=== Given data ===

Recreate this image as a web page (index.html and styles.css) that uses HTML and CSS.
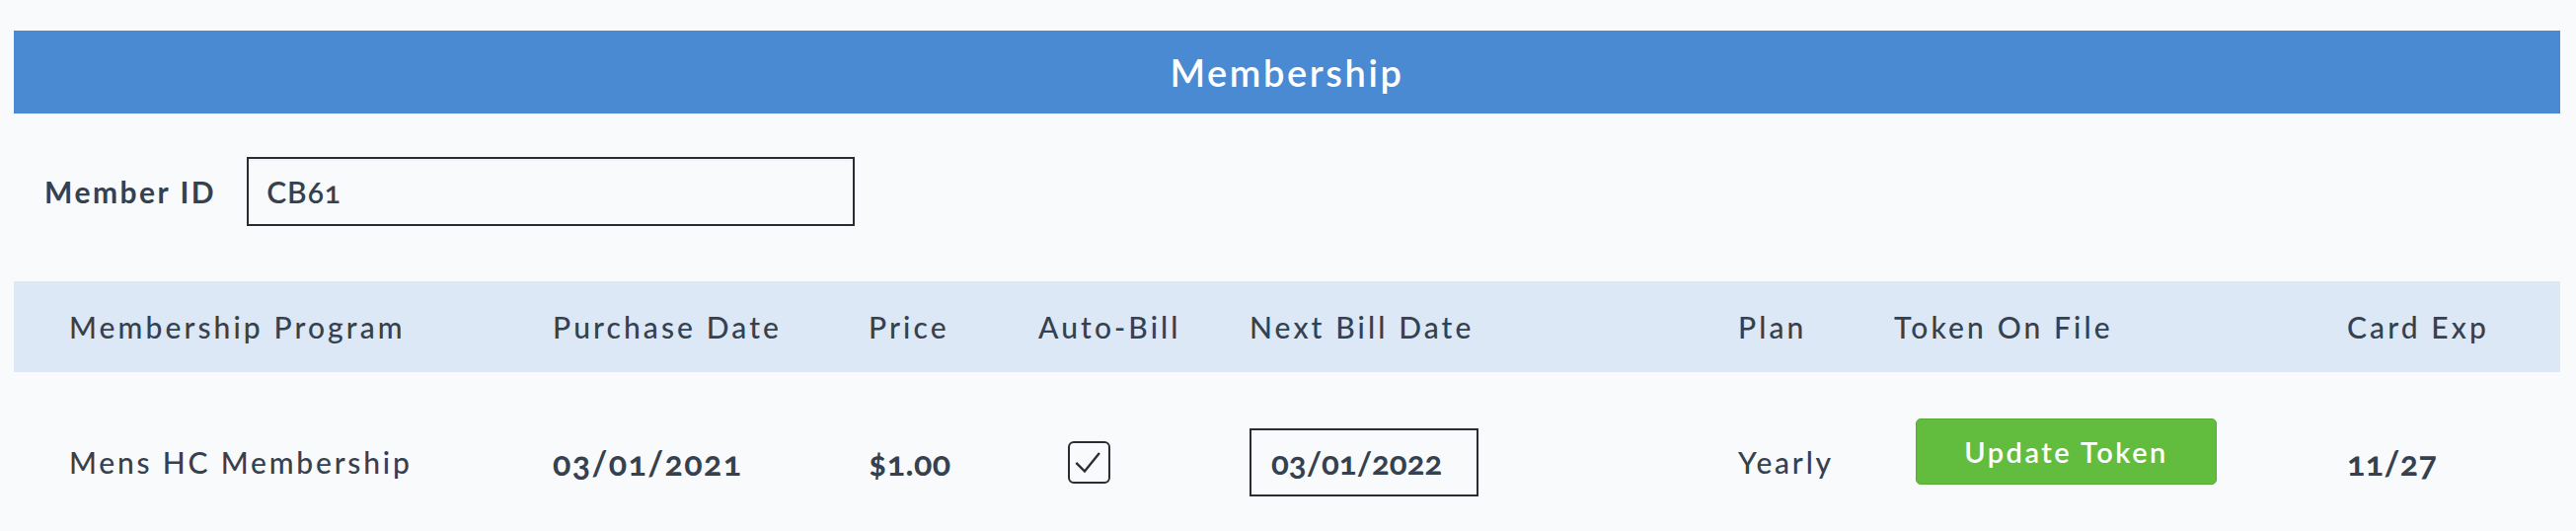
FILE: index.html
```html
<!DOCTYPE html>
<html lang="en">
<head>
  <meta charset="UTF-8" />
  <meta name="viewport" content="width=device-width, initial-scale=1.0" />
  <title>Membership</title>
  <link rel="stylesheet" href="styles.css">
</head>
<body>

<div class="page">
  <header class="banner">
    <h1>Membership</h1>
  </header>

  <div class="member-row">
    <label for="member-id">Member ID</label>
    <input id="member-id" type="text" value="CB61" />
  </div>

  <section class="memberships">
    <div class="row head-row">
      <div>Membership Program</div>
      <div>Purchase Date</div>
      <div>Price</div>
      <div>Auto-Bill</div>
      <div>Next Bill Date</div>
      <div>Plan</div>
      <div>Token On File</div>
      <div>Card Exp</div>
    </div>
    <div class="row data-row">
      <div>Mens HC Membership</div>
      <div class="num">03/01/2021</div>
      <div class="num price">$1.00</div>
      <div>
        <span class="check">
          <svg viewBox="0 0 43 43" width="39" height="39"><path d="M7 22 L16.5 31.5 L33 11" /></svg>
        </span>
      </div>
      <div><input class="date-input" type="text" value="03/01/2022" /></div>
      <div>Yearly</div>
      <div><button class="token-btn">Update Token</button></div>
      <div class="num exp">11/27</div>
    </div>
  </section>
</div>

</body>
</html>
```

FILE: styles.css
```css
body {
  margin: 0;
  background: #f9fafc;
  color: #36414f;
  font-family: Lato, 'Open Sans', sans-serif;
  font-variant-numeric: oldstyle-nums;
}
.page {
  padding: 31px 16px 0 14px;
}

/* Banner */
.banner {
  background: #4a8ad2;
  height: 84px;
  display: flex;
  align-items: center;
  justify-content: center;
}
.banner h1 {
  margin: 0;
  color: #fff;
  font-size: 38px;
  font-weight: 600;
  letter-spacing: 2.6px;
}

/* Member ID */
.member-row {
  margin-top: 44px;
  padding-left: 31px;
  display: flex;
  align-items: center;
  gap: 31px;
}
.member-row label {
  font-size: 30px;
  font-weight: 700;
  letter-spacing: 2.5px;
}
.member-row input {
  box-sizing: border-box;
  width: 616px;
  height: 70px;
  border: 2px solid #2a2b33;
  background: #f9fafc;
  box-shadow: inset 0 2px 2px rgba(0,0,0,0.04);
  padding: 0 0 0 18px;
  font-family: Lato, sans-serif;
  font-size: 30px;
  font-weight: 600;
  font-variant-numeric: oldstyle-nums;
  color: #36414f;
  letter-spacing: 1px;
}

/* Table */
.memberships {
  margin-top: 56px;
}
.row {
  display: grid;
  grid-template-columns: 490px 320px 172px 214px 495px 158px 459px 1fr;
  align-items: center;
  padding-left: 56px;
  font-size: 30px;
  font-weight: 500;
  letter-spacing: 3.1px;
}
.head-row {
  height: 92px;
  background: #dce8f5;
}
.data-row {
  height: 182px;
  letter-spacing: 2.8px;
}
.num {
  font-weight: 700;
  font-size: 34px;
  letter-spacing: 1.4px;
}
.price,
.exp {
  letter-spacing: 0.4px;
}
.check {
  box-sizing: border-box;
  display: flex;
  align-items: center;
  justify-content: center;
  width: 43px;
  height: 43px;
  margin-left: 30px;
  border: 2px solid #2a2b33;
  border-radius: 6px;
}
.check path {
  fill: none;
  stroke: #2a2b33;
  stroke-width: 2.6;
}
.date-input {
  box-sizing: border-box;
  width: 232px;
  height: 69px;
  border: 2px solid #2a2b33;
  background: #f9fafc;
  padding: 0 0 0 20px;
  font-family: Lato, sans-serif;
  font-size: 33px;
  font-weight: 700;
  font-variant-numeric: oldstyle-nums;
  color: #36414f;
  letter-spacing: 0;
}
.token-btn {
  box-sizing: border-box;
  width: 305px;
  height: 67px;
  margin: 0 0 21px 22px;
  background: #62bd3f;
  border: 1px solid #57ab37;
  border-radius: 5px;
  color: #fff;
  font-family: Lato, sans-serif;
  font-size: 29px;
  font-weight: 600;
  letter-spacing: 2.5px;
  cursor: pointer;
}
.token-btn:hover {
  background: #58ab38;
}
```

===

*Exercise*
Give all the lines above again, character for character, without pictures.

*Problem solution*
Recreate this image as a web page (index.html and styles.css) that uses HTML and CSS.
FILE: index.html
```html
<!DOCTYPE html>
<html lang="en">
<head>
  <meta charset="UTF-8" />
  <meta name="viewport" content="width=device-width, initial-scale=1.0" />
  <title>Membership</title>
  <link rel="stylesheet" href="styles.css">
</head>
<body>

<div class="page">
  <header class="banner">
    <h1>Membership</h1>
  </header>

  <div class="member-row">
    <label for="member-id">Member ID</label>
    <input id="member-id" type="text" value="CB61" />
  </div>

  <section class="memberships">
    <div class="row head-row">
      <div>Membership Program</div>
      <div>Purchase Date</div>
      <div>Price</div>
      <div>Auto-Bill</div>
      <div>Next Bill Date</div>
      <div>Plan</div>
      <div>Token On File</div>
      <div>Card Exp</div>
    </div>
    <div class="row data-row">
      <div>Mens HC Membership</div>
      <div class="num">03/01/2021</div>
      <div class="num price">$1.00</div>
      <div>
        <span class="check">
          <svg viewBox="0 0 43 43" width="39" height="39"><path d="M7 22 L16.5 31.5 L33 11" /></svg>
        </span>
      </div>
      <div><input class="date-input" type="text" value="03/01/2022" /></div>
      <div>Yearly</div>
      <div><button class="token-btn">Update Token</button></div>
      <div class="num exp">11/27</div>
    </div>
  </section>
</div>

</body>
</html>
```

FILE: styles.css
```css
body {
  margin: 0;
  background: #f9fafc;
  color: #36414f;
  font-family: Lato, 'Open Sans', sans-serif;
  font-variant-numeric: oldstyle-nums;
}
.page {
  padding: 31px 16px 0 14px;
}

/* Banner */
.banner {
  background: #4a8ad2;
  height: 84px;
  display: flex;
  align-items: center;
  justify-content: center;
}
.banner h1 {
  margin: 0;
  color: #fff;
  font-size: 38px;
  font-weight: 600;
  letter-spacing: 2.6px;
}

/* Member ID */
.member-row {
  margin-top: 44px;
  padding-left: 31px;
  display: flex;
  align-items: center;
  gap: 31px;
}
.member-row label {
  font-size: 30px;
  font-weight: 700;
  letter-spacing: 2.5px;
}
.member-row input {
  box-sizing: border-box;
  width: 616px;
  height: 70px;
  border: 2px solid #2a2b33;
  background: #f9fafc;
  box-shadow: inset 0 2px 2px rgba(0,0,0,0.04);
  padding: 0 0 0 18px;
  font-family: Lato, sans-serif;
  font-size: 30px;
  font-weight: 600;
  font-variant-numeric: oldstyle-nums;
  color: #36414f;
  letter-spacing: 1px;
}

/* Table */
.memberships {
  margin-top: 56px;
}
.row {
  display: grid;
  grid-template-columns: 490px 320px 172px 214px 495px 158px 459px 1fr;
  align-items: center;
  padding-left: 56px;
  font-size: 30px;
  font-weight: 500;
  letter-spacing: 3.1px;
}
.head-row {
  height: 92px;
  background: #dce8f5;
}
.data-row {
  height: 182px;
  letter-spacing: 2.8px;
}
.num {
  font-weight: 700;
  font-size: 34px;
  letter-spacing: 1.4px;
}
.price,
.exp {
  letter-spacing: 0.4px;
}
.check {
  box-sizing: border-box;
  display: flex;
  align-items: center;
  justify-content: center;
  width: 43px;
  height: 43px;
  margin-left: 30px;
  border: 2px solid #2a2b33;
  border-radius: 6px;
}
.check path {
  fill: none;
  stroke: #2a2b33;
  stroke-width: 2.6;
}
.date-input {
  box-sizing: border-box;
  width: 232px;
  height: 69px;
  border: 2px solid #2a2b33;
  background: #f9fafc;
  padding: 0 0 0 20px;
  font-family: Lato, sans-serif;
  font-size: 33px;
  font-weight: 700;
  font-variant-numeric: oldstyle-nums;
  color: #36414f;
  letter-spacing: 0;
}
.token-btn {
  box-sizing: border-box;
  width: 305px;
  height: 67px;
  margin: 0 0 21px 22px;
  background: #62bd3f;
  border: 1px solid #57ab37;
  border-radius: 5px;
  color: #fff;
  font-family: Lato, sans-serif;
  font-size: 29px;
  font-weight: 600;
  letter-spacing: 2.5px;
  cursor: pointer;
}
.token-btn:hover {
  background: #58ab38;
}
```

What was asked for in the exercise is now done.